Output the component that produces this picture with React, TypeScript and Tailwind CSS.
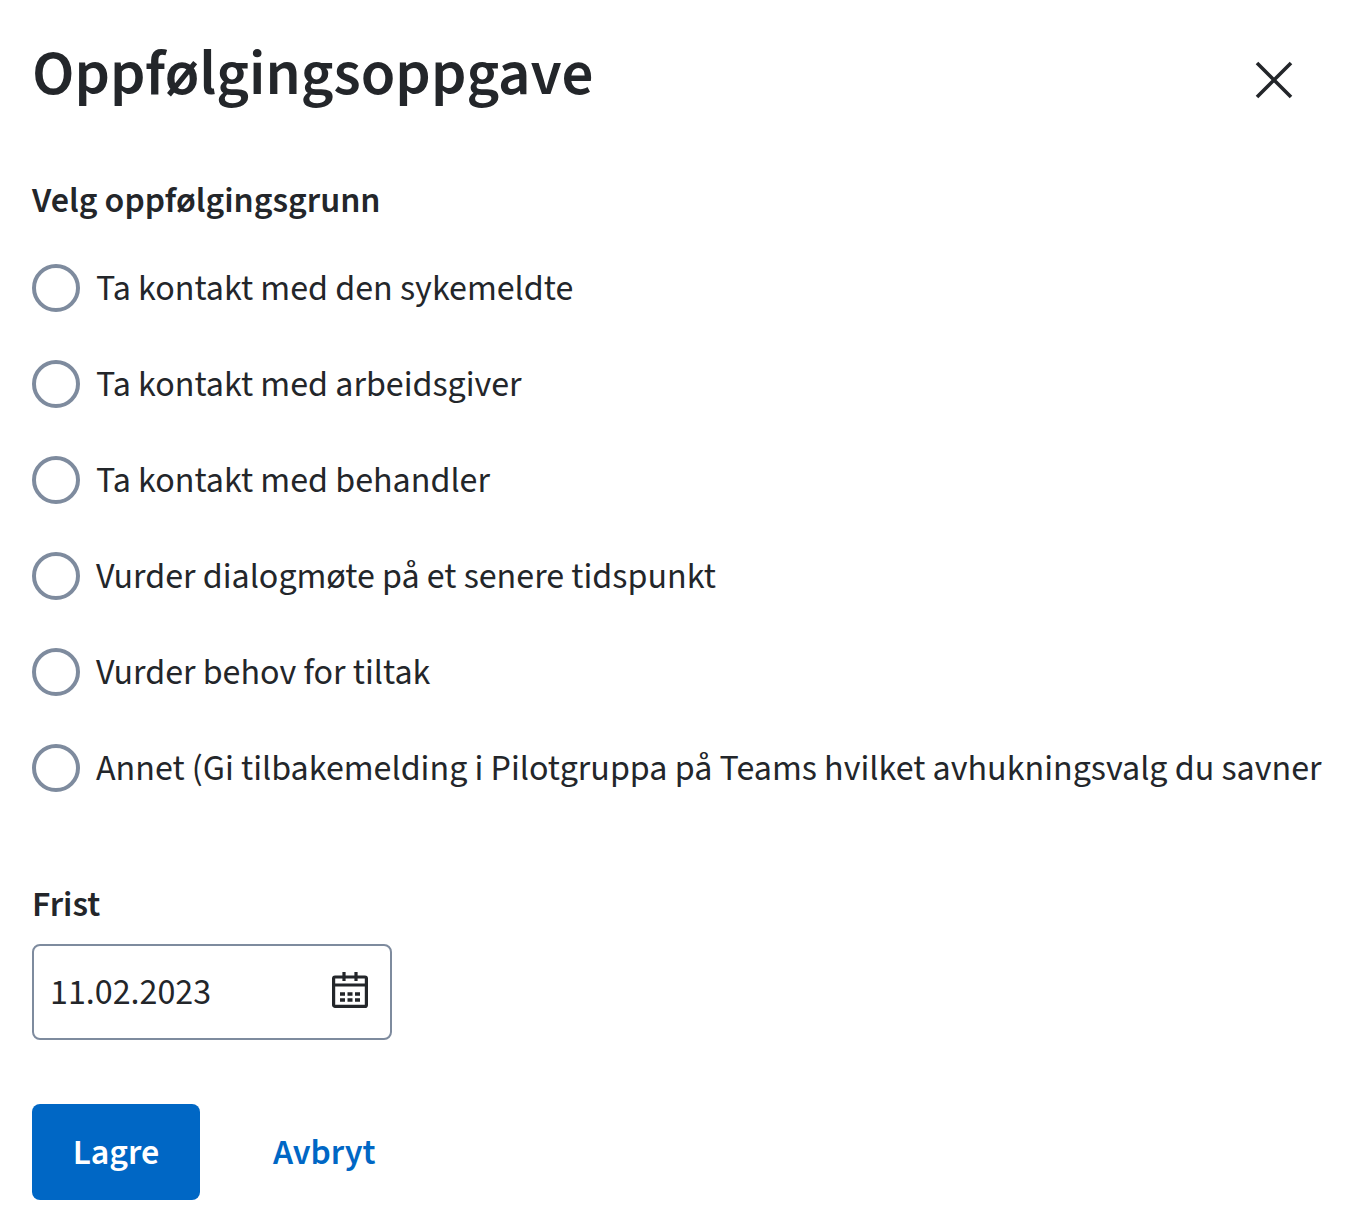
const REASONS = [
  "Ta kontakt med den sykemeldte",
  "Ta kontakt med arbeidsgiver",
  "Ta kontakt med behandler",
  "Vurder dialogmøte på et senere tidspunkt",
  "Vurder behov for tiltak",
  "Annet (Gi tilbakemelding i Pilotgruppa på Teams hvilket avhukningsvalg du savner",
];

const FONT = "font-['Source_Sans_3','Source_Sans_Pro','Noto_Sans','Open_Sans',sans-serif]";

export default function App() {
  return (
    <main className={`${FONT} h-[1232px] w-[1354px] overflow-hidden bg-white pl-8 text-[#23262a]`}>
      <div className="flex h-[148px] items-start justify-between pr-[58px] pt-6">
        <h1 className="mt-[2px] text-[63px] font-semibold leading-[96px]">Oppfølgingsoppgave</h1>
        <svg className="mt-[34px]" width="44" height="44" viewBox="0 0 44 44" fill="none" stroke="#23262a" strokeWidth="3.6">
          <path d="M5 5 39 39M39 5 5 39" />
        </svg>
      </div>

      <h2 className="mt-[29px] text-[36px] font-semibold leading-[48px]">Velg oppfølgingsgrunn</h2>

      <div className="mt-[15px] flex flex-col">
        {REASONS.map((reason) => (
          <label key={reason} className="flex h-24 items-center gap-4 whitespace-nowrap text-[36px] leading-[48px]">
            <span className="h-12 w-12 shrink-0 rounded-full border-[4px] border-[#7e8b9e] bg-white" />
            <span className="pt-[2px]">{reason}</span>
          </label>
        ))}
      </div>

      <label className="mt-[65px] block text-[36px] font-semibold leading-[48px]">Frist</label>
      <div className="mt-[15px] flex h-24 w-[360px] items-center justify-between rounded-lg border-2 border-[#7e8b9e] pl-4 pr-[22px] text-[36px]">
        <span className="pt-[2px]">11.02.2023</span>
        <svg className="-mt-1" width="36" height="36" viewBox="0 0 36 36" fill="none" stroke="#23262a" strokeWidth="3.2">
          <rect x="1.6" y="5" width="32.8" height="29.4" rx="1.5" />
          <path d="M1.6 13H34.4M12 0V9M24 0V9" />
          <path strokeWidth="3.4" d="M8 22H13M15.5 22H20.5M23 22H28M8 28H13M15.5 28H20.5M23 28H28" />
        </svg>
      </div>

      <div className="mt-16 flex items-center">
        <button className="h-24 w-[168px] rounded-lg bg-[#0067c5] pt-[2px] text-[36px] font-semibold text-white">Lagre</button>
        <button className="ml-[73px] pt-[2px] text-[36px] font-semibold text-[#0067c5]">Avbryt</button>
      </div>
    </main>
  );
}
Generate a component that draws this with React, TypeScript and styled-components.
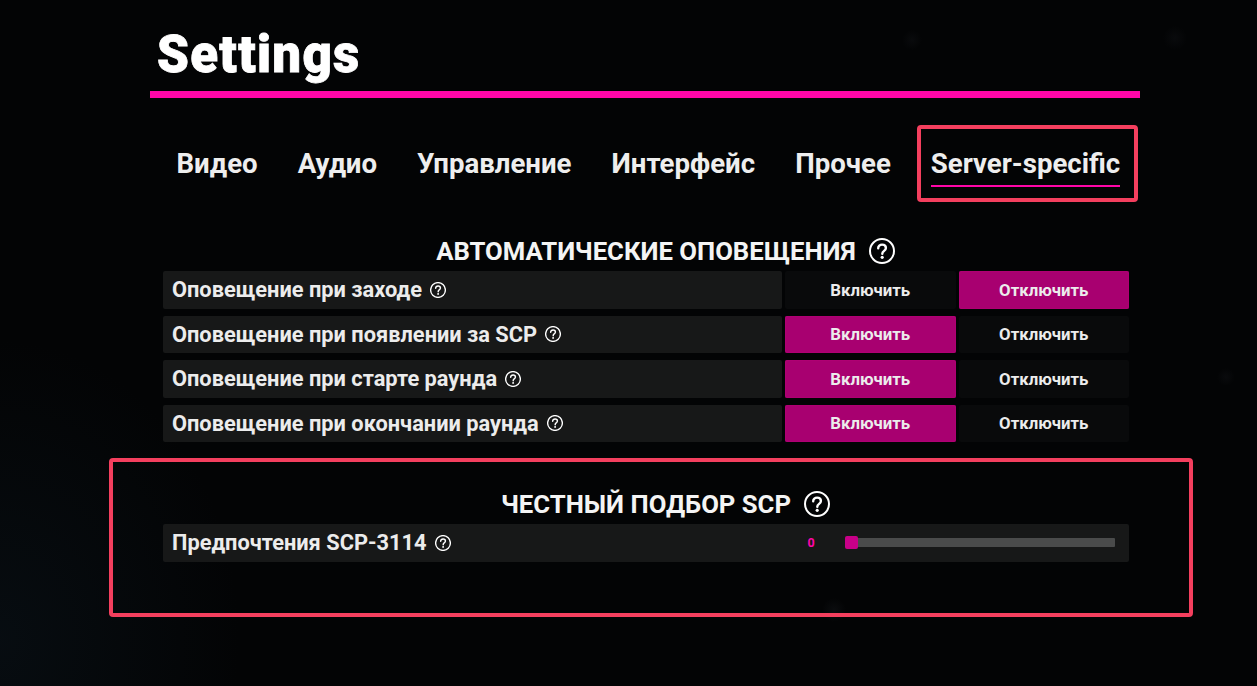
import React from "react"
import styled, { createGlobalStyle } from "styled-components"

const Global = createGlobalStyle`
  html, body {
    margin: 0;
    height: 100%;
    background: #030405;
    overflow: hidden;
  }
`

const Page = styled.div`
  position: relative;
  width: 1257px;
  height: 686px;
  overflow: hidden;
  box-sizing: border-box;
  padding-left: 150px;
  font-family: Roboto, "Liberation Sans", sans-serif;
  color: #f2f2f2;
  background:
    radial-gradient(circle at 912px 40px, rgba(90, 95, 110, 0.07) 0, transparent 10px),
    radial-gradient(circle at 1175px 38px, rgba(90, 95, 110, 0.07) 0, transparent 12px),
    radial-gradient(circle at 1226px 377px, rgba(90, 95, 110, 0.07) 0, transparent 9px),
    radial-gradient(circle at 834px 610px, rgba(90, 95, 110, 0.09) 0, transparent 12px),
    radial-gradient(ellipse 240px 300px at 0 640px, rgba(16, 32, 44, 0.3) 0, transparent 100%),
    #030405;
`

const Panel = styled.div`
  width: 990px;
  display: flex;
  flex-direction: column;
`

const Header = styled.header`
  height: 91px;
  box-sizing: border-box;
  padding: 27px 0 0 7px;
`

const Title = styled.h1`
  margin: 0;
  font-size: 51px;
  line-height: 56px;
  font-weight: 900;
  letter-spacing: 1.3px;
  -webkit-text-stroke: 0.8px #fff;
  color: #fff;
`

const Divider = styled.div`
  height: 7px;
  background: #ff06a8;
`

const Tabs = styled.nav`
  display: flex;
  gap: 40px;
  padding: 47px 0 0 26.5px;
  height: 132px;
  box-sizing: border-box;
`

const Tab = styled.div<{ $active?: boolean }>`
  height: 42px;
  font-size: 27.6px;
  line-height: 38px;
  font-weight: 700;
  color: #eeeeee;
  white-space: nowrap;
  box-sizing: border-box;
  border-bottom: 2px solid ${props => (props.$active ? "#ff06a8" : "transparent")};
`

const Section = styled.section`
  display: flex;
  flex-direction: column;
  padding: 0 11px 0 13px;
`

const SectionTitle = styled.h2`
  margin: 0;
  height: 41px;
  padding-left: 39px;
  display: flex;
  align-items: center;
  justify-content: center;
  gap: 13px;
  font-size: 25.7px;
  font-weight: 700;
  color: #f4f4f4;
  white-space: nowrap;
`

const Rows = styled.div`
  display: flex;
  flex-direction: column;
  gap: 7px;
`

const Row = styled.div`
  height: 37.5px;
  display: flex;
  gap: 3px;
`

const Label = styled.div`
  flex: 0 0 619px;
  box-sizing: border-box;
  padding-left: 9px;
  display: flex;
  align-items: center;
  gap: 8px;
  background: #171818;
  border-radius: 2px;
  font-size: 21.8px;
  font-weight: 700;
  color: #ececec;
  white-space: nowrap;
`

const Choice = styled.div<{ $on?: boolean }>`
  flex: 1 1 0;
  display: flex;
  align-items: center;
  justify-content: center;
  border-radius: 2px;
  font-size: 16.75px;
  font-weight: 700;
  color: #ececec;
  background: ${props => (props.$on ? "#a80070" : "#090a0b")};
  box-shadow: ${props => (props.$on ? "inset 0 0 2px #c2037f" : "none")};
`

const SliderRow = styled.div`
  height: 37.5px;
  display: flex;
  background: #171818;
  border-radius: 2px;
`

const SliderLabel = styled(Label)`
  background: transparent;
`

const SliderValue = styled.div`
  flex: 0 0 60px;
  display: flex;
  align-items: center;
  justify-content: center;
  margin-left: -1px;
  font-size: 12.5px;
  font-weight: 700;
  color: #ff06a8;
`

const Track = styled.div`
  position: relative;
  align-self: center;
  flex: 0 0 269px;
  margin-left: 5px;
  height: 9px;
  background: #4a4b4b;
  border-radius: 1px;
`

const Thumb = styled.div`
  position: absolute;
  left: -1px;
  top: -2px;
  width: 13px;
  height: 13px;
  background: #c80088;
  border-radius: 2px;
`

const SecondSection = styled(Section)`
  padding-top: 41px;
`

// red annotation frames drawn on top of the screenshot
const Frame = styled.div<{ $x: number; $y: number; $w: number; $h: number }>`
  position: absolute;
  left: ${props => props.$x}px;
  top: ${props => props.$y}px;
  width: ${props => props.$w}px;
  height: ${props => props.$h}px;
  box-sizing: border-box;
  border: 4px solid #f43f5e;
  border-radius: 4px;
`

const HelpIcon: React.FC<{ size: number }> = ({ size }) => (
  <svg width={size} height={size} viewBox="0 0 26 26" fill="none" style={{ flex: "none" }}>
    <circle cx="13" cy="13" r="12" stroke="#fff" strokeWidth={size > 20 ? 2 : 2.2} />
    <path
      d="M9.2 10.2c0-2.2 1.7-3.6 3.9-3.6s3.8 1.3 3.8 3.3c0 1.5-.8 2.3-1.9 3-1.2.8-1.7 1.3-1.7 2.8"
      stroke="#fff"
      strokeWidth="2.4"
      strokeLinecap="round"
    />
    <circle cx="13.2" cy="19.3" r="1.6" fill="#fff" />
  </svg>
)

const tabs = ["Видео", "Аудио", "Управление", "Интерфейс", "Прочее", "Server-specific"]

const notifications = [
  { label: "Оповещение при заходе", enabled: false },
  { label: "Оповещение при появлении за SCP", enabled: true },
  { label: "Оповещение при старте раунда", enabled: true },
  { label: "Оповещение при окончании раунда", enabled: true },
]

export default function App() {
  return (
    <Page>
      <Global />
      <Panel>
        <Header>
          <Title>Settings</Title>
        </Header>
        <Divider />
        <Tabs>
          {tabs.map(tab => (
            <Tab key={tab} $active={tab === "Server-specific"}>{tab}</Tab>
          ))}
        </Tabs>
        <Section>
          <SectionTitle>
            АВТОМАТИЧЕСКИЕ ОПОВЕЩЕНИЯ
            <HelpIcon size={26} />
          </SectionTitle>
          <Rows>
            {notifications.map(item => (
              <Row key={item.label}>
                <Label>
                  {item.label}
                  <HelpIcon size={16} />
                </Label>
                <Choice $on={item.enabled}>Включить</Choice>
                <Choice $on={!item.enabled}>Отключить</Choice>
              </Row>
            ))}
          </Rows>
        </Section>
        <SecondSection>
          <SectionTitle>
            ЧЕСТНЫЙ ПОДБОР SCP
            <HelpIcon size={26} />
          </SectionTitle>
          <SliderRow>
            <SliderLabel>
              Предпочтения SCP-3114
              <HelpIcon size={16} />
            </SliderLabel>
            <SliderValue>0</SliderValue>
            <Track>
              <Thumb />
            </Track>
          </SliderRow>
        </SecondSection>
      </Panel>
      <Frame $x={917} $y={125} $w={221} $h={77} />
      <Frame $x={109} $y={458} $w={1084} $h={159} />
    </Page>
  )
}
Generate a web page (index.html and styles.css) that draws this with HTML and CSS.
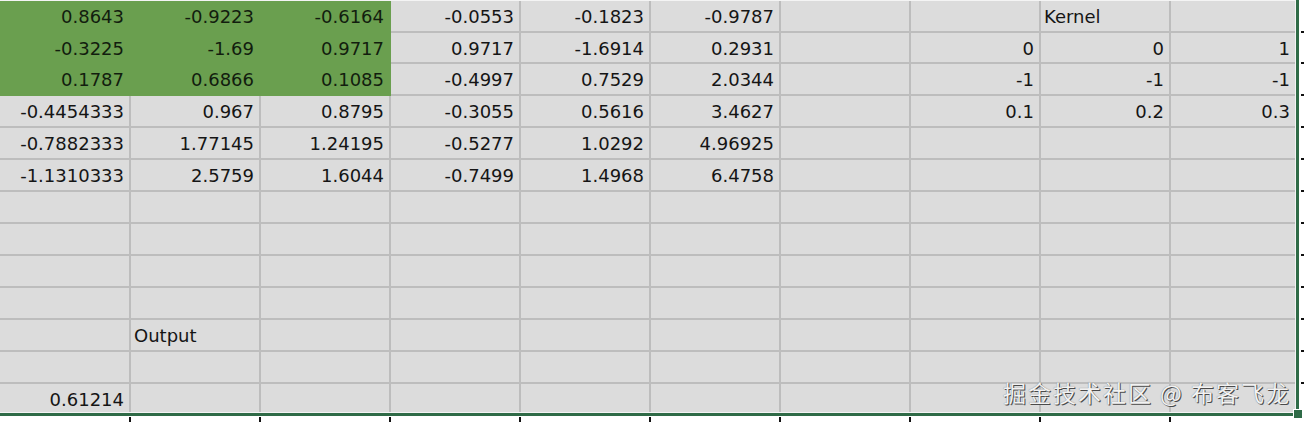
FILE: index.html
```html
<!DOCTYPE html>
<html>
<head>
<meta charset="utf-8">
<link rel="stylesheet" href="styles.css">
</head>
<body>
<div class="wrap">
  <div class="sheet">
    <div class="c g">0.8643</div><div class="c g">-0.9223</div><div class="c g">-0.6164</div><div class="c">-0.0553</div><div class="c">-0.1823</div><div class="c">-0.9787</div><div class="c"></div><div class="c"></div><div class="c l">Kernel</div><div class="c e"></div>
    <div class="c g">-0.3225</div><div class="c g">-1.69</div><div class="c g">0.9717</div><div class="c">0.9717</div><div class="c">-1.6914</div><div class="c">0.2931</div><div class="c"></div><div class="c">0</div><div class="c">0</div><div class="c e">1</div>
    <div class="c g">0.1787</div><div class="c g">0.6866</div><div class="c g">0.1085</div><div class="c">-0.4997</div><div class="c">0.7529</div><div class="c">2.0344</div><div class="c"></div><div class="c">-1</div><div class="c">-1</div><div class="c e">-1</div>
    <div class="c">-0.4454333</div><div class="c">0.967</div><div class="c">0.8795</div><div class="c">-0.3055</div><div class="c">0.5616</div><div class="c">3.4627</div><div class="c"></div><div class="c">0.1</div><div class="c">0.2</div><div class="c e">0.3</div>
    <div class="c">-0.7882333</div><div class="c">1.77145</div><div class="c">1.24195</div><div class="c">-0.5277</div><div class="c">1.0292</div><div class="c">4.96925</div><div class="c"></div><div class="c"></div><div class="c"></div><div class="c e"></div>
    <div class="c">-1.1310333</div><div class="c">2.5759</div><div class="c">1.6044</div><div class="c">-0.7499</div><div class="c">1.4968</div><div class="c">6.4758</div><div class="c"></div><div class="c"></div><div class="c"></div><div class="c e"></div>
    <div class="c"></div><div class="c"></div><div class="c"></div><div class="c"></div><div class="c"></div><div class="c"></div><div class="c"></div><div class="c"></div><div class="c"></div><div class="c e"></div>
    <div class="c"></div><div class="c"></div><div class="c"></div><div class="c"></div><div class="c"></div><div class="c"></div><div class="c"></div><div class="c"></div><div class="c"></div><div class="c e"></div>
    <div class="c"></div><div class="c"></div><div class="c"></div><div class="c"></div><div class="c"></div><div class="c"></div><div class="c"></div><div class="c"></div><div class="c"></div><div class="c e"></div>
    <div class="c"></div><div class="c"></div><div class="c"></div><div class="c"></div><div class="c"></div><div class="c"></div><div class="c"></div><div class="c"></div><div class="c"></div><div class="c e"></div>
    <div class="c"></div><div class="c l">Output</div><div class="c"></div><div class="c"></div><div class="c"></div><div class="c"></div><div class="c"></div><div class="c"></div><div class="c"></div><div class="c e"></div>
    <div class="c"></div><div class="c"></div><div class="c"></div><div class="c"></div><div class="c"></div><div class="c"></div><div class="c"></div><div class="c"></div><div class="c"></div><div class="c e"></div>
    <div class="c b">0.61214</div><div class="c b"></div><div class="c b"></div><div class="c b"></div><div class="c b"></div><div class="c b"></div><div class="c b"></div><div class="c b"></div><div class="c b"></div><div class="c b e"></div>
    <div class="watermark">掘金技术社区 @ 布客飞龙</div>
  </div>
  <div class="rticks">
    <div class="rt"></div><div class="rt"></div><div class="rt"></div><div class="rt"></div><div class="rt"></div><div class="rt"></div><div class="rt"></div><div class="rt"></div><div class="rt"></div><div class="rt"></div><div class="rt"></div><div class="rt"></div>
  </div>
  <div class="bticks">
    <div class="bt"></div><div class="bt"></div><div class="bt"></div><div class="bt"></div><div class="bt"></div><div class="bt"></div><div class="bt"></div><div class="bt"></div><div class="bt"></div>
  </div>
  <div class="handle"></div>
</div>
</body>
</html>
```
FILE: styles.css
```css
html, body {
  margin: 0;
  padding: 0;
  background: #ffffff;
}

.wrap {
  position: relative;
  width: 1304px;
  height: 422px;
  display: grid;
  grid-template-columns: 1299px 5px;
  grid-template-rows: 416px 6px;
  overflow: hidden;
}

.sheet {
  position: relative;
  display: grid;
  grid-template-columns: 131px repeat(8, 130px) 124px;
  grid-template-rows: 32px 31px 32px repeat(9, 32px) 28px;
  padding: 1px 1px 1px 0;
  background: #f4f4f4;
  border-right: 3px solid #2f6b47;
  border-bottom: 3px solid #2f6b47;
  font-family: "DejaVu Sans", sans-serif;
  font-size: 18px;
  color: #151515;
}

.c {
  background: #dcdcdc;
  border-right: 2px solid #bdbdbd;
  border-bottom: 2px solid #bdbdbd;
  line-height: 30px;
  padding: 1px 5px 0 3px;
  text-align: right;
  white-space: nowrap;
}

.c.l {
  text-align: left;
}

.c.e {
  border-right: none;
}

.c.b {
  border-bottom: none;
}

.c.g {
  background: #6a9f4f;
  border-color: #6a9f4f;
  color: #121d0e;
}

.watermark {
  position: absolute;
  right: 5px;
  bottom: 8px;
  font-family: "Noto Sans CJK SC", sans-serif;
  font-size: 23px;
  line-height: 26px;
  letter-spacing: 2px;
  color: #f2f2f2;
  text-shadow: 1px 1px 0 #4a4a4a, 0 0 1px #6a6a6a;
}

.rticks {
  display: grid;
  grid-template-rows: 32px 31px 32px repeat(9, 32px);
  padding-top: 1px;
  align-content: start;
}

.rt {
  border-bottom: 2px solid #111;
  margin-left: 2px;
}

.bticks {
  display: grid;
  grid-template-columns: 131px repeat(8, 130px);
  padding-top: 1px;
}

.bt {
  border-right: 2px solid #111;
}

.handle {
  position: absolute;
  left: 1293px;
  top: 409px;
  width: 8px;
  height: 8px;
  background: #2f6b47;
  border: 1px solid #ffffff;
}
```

■ ■ ■

TO DO>
List all lines holding the string "components".

SOLVED EXERCISE>
Generate a component that draws this with React, TypeScript and styled-components.
import styled, { createGlobalStyle } from "styled-components"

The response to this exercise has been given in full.